Poderia até colar, não fosse o movimento do irmão, William, terceiro na linha de sucessão e com chances de um dia herdar a coroa caso seu pai, o Príncipe Charles (primeiro da fila), abdique em seu favor, ou se ele viver mais do que o futuro rei. No dia 22 de agosto, jornais estamparam a foto da família viajando para Balmoral, na Escócia, em um voo comercial da companhia de baixo custo Flybe, a £$ 73 por pessoa.

As comparações foram inevitáveis. Harry e Meghan visitando Ibiza e Nice a bordo de um jatinho, enquanto o irmão caminhava pela pista do aeroporto com a criançada carregando as mochilas, no estilo família normal. Passageiros relataram que ninguém os incomodou durante o voo, contradizendo a justificativa de Sir Elton para a gentil oferta do jatinho a Harry e Meghan.

Um outro exemplo de celebridade que abriu mão de voar foi a ativista adolescente sueca Greta Thunberg. Para participar de uma solenidade da ONU em Nova York, ela atravessa o Atlântico em um veleiro equipado com painéis de energia solar e outros recursos que reduzem o impacto ambiental.
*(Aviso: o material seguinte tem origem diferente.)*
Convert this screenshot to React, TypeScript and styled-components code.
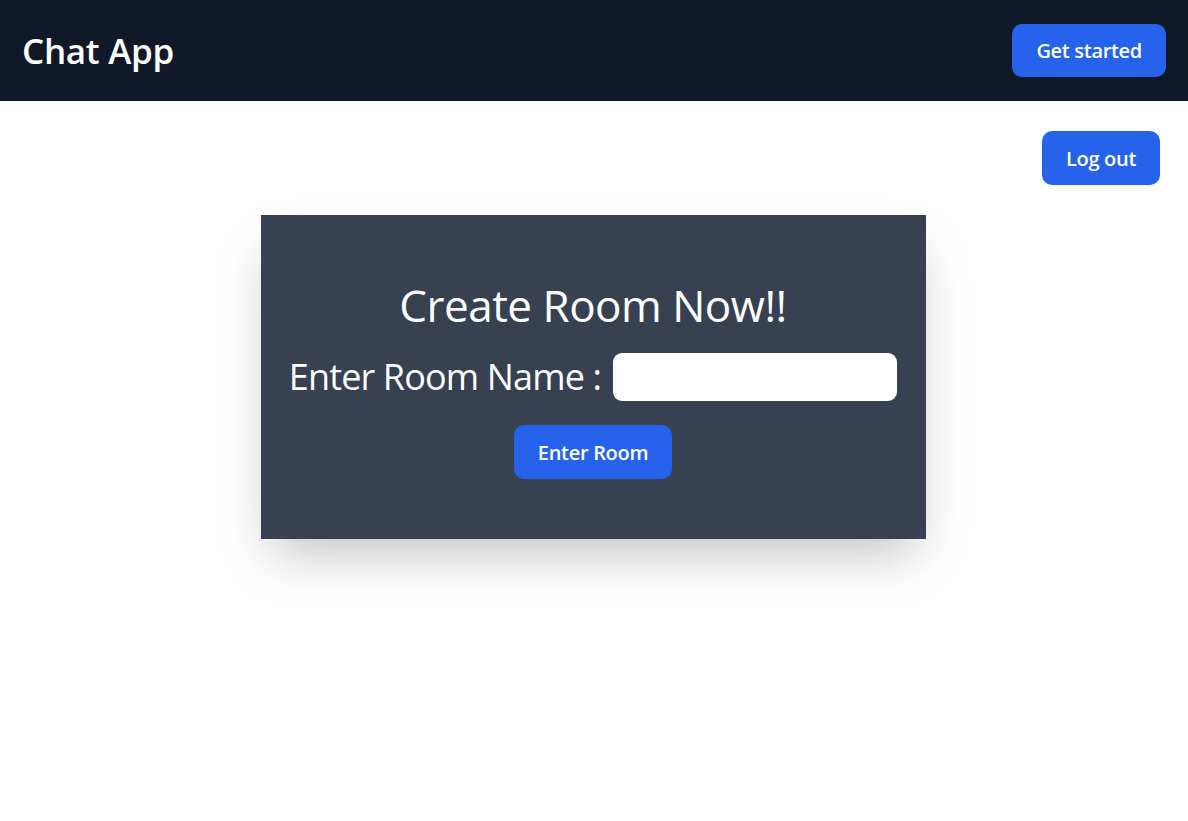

A ideia parecia boa, mas logo surgiram críticas, quando foi revelado pela imprensa que uma tripulação terá que voar para Nova York para trazer o veleiro de volta, aumentando a pegada ambiental. E a atriz Emma Thompson entrou igualmente na berlinda ao viajar de avião para Londres a fim de integrar um protesto do grupo ambientalista Extinction Rebellion.

Tudo isso é discutível do ponto de vista prático. Afinal, um voo a mais ou a menos não vai destruir o planeta, dizem os que acusam os críticos de hipocrisia. E a presença dos famosos em protestos, eventos ou abrindo mão do avião seria um incentivo à conscientização pública.

Pode até ser. Mas esses casos são exemplos de um princípio fundamental da reputação pública, seja de empresas ou de pessoas: se não há coerência do discurso com a prática, a sociedade cobra. Em tempos de redes sociais, a cobrança é mais rápida e implacável. E não é todo mundo que tem um Sir Elton John à mão para ajudar a defender um passo discutível.